Chautala claimed that the JJP had influence over several seats in the state, especially in Ganganagar, Hanumangarh, Sikar, Churu, and Bharatpur districts. Together, these four parliamentary seats have 32 assembly seats.
In the Bharatpur parliamentary constituency, the JJP has declared Dr Mohan Singh as its candidate for the Bharatpur assembly seat. Among the remaining seven assembly seats in this constituency, the BJP has nominated Dr.
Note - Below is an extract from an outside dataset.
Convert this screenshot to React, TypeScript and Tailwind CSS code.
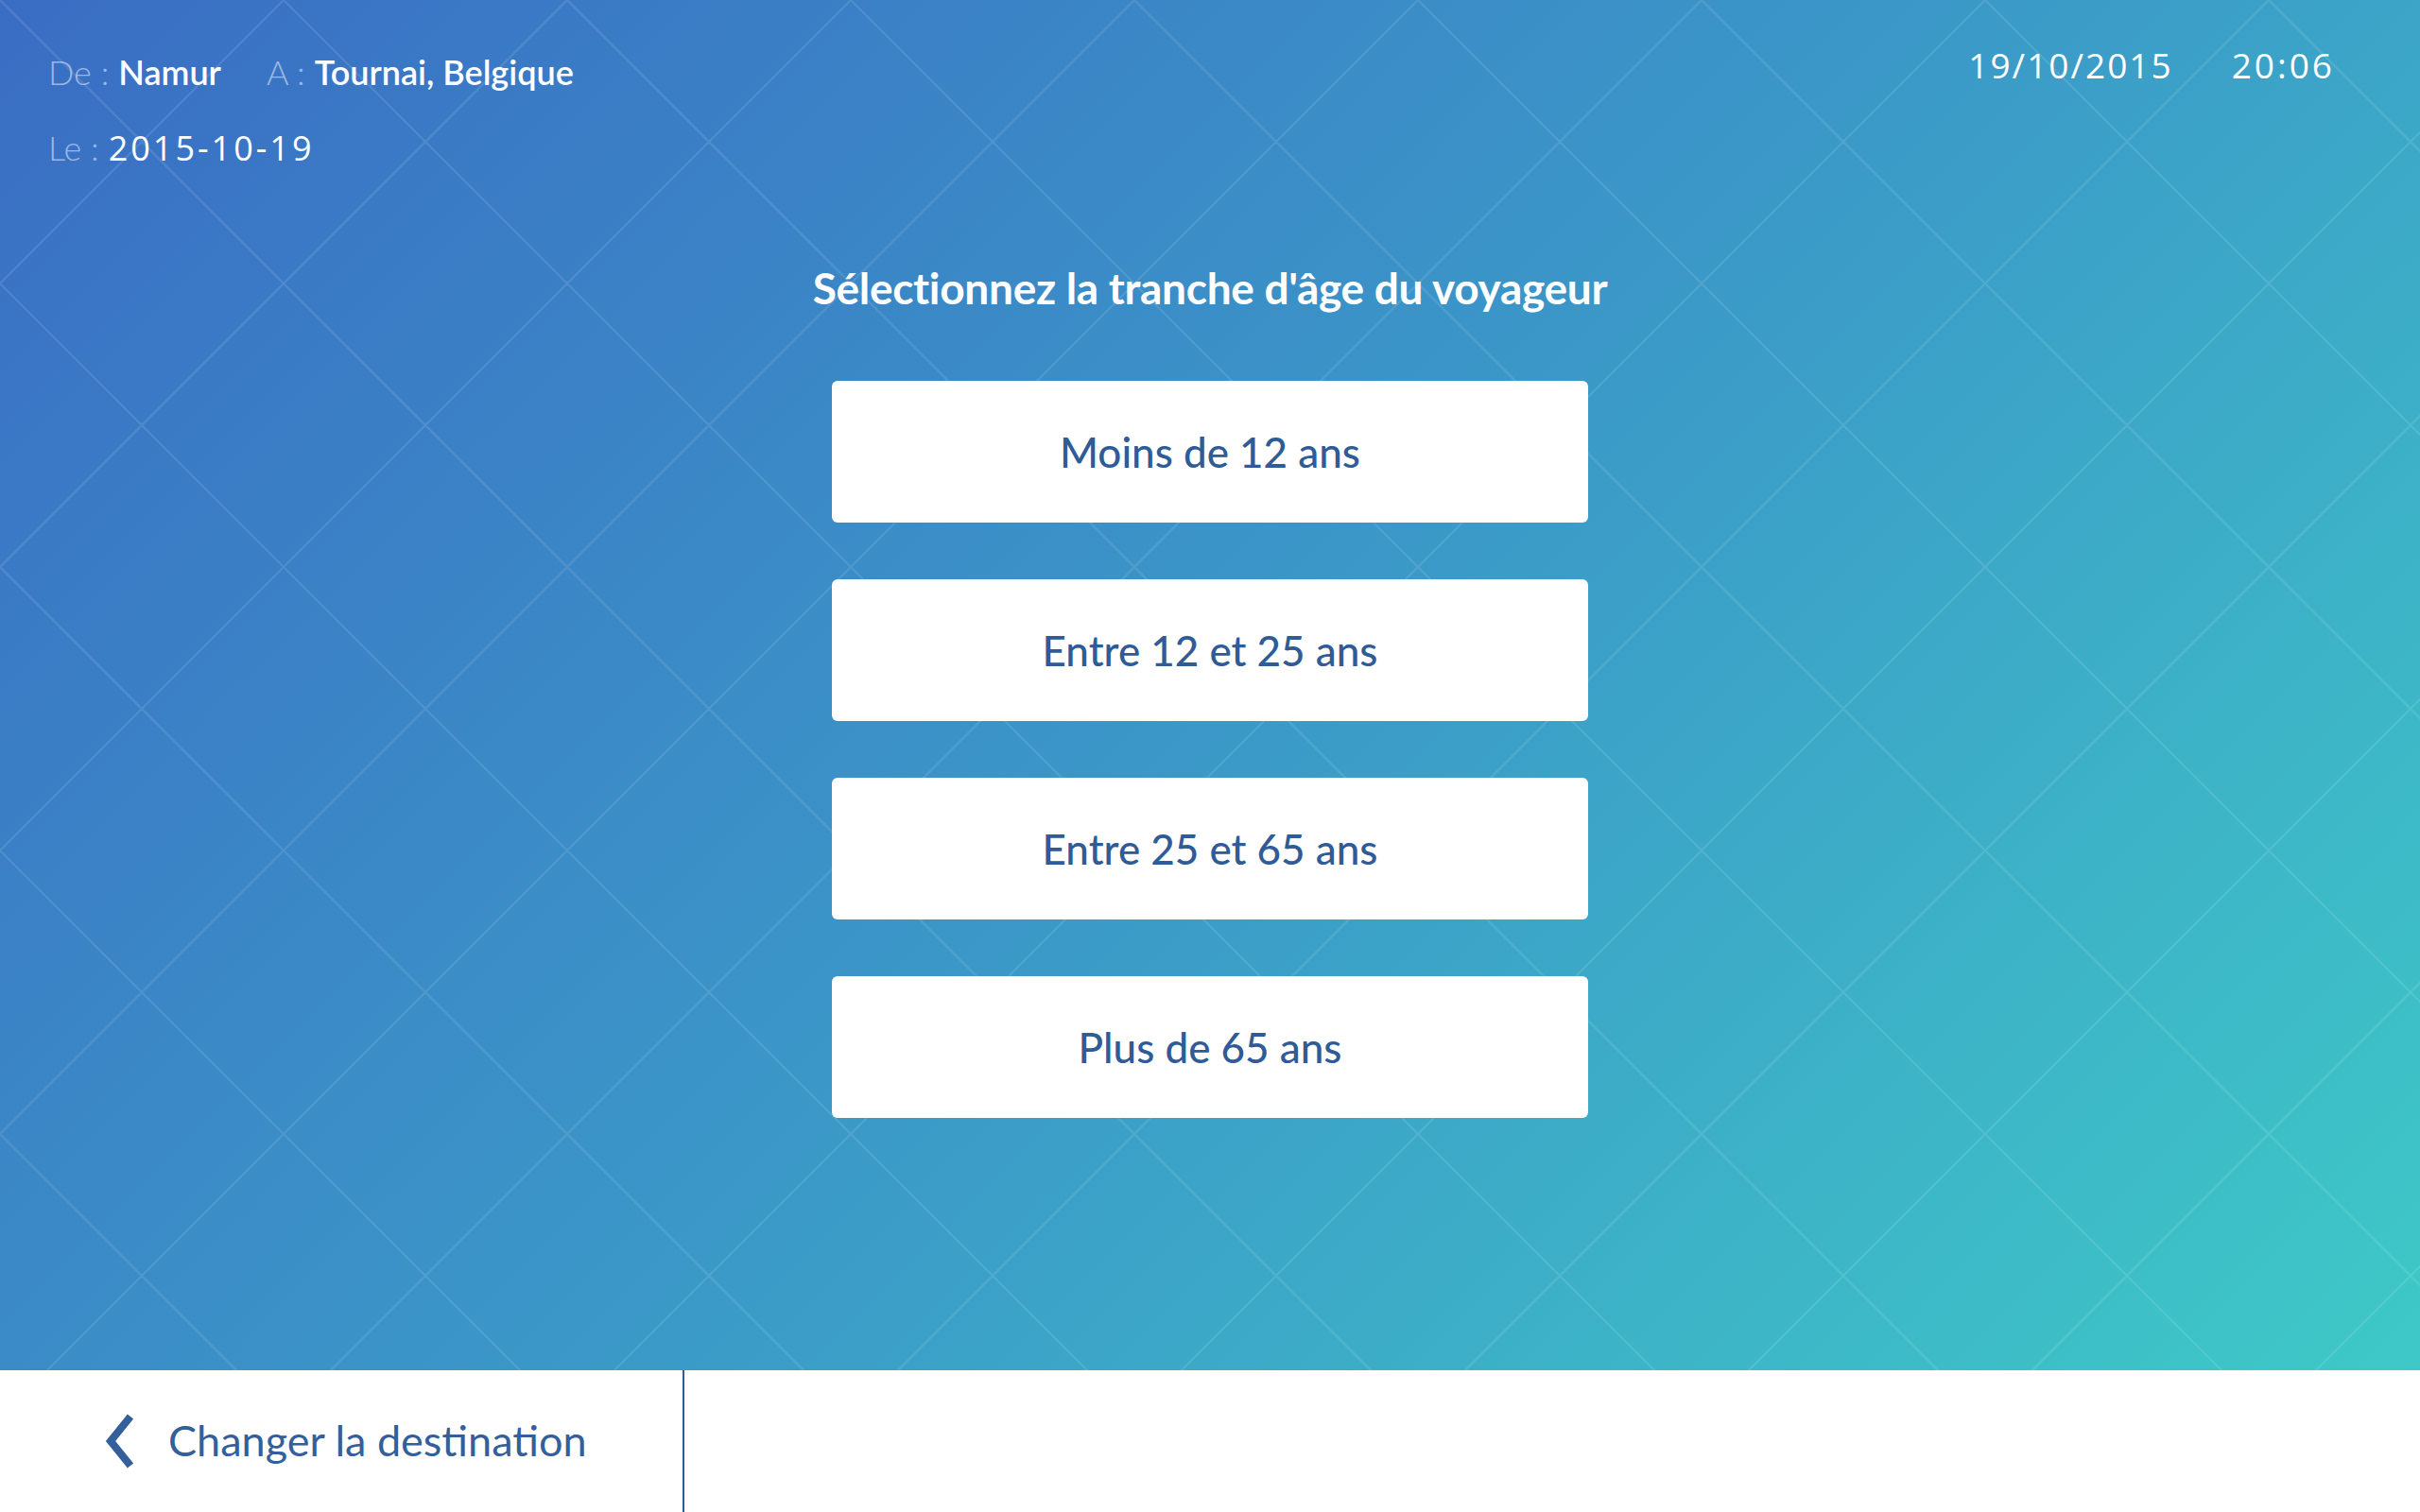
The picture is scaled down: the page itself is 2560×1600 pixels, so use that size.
import React from 'react';

const AGE_OPTIONS = ['Moins de 12 ans', 'Entre 12 et 25 ans', 'Entre 25 et 65 ans', 'Plus de 65 ans'];

const DiamondPattern: React.FC = () => (
  <svg className="absolute inset-0 w-full h-full pointer-events-none" aria-hidden="true">
    <defs>
      <pattern id="diamonds" width="300" height="300" patternUnits="userSpaceOnUse">
        <path d="M0 0 L300 300 M300 0 L0 300" stroke="#ffffff" strokeOpacity="0.11" strokeWidth="2" fill="none" />
      </pattern>
    </defs>
    <rect width="100%" height="100%" fill="url(#diamonds)" />
  </svg>
);

const App: React.FC = () => {
  return (
    <div className="h-screen w-full flex flex-col font-['Lato',sans-serif]">
      <main className="relative flex-1 overflow-hidden bg-[linear-gradient(135deg,#3a6dc4_0%,#3b97c8_50%,#3ec9c7_100%)]">
        <DiamondPattern />

        <div className="relative flex flex-col h-full">
          {/* header */}
          <header className="flex justify-between pl-[51px] pr-[90px] pt-[56px]">
            <div className="flex flex-col gap-[40px]">
              <div className="flex items-baseline text-[36px] leading-[40px] text-white">
                <span className="font-light text-white/50">De :</span>
                <span className="ml-[10px] font-semibold">Namur</span>
                <span className="ml-[48px] font-light text-white/50">A :</span>
                <span className="ml-[10px] font-semibold">Tournai, Belgique</span>
              </div>
              <div className="flex items-baseline text-[36px] leading-[40px] text-white">
                <span className="font-light text-white/50">Le :</span>
                <span className="ml-[10px] font-['Open_Sans',sans-serif] text-[36px] tracking-[3px]">2015-10-19</span>
              </div>
            </div>
            <div className="flex items-baseline gap-[62px] font-['Open_Sans',sans-serif] text-[37px] leading-[40px] tracking-[2px] text-white -mt-[7px]">
              <span>19/10/2015</span>
              <span className="tracking-[3px]">20:06</span>
            </div>
          </header>

          {/* content */}
          <section className="flex flex-col items-center mt-[102px]">
            <h1 className="text-[46px] leading-[52px] font-bold text-white tracking-[-0.3px]">
              Sélectionnez la tranche d'âge du voyageur
            </h1>
            <div className="flex flex-col gap-[60px] mt-[72px]">
              {AGE_OPTIONS.map(opt => (
                <button
                  key={opt}
                  type="button"
                  className="w-[800px] h-[150px] rounded-[6px] bg-white flex items-center justify-center text-[44px] font-medium text-[#2f5b97]"
                >
                  {opt}
                </button>
              ))}
            </div>
          </section>
        </div>
      </main>

      {/* bottom bar */}
      <footer className="h-[150px] bg-white flex">
        <div className="w-[724px] border-r-2 border-[#2f5b97] flex items-center pl-[108px]">
          <svg width="36" height="58" viewBox="0 0 36 58" fill="none" aria-hidden="true">
            <path d="M30 3 L9 29 L30 55" stroke="#33609a" strokeWidth="8" strokeLinejoin="miter" />
          </svg>
          <span className="ml-[34px] text-[45px] text-[#33609a]">Changer la destination</span>
        </div>
      </footer>
    </div>
  );
};

export default App;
Shailesh Singh for Deeg-Khumer, Jawahar Singh Bedam for Nagar, and Bahadur Singh Koli for Weir.
For the eight seats within the Churu parliamentary constituency, the BJP has already put forward candidates, including Sanjeev Beniwal for Bhadra, Abhishek Matoria for Nohar, Rajender Rathore for Taranagar, Harlal Saharan for Churu, and Abhinesh Maharishi for Ratangarh.
Notably, the BJP’s Nohar candidate, Abhishek Matoria, is the brother-in-law of Dushyant Chautala’s estranged uncle and Indian National Lok Dal leader Abhay Singh Chautala.
Matoria was elected as the Nohar MLA in 2008 and 2013, but lost to the Congress candidate Amit Chachan in the 2018 election.
The Nohar seat is especially important to the JJP too as Dushyant’s father also held it in the past.
In the Sikar parliamentary constituency, the JJP has announced candidates for three seats so far— Dr Rita Singh from Danta Ramgarh, Nand Kishore from Fatehpur, and Sardar Singh Arya from Khandela.
The BJP, on the other hand, is fielding Subhash Mahria from Lachhmangarh, Goverdhan Verma from Dhod, Prem Singh Baijore from Neem Ka Thana, Jhabar Singh Khara from Srimadhopur, and Ram Lal Sharma from Chomu.
Within the Ganganagar parliamentary segment, the JJP has named a candidate for just one of the nine assembly segments— Prithvi Raj Meel from Suratgarh.
In contrast, the BJP has already unveiled its candidates for five seats— Jaideep Bihani for Ganganagar, Balvir Singh Luthra for Raisinghnagar, Santosh Bawari for Anupgarh, Gurdeep Singh Shahpini for Sangaria, and Dharmender Mochi for Pilibanga.
The Kotputli seat, for which the JJP has announced Ram Niwas Yadav as its candidate, falls under the Jaipur Rural Lok Sabha constituency.